The Security Council comprises five permanent members, including the U.S. and Russia, and ten non-permanent members that the General Assembly chooses for a two-year term.
Russia has repeatedly abused its position at the United Nations while attempting to justify its war of aggression against Ukraine.
Russian Foreign Minister Sergei Lavrov told the U.N. General Assembly that Russia had “no choice” but to invade Ukraine, U.N. News reported in September 2022.
“I am convinced that any sovereign, self-respecting state would do the same in our stead, which understands its responsibility to its own people," Lavrov claimed, denying Ukrainian sovereignty on an international platform.

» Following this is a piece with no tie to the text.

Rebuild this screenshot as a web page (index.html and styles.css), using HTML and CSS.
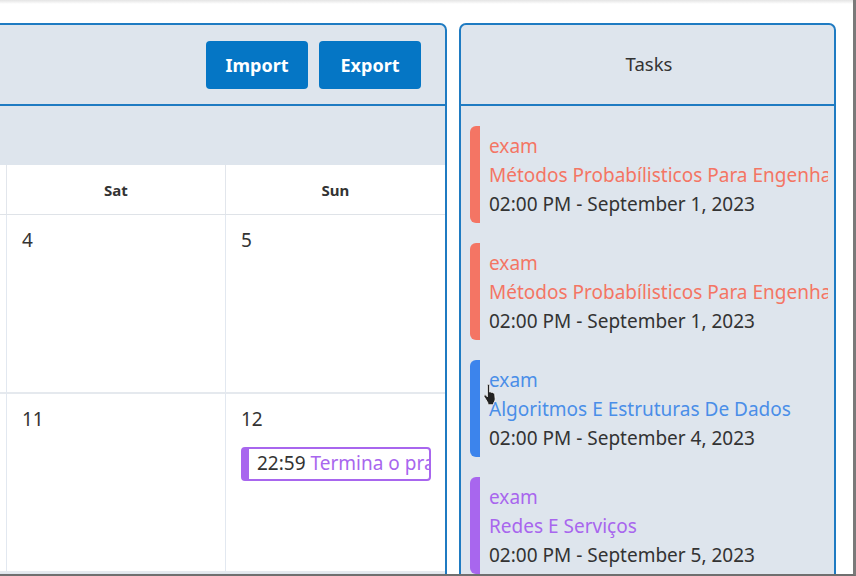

Since the beginning of the full-scale invasion, Russian officials have also been condemned for documented war crimes committed on Ukrainian territory.
The Hague-based International Criminal Court (ICC) issued on March 17 arrest warrants for Russian dictator Vladimir Putin and Maria Lvova-Belova, the Russian official allegedly overseeing the forced deportations of over 16,000 Ukrainian children to Russia.
In response to the announcement, Russian ex-President Dmitriy Medvedev went on to threaten on March 20 a missile strike against the Hague.
"Everyone walks under God and missiles. It's quite possible to envision a scenario where a Russian ship stationed in the North Sea could strategically strike the Hague courthouse with a hypersonic Onyx (cruise) missile," Medvedev, who is currently the deputy chairman of Russia's Security Council, wrote.
He went on to warn judges of the International Criminal Court to "look carefully at the sky."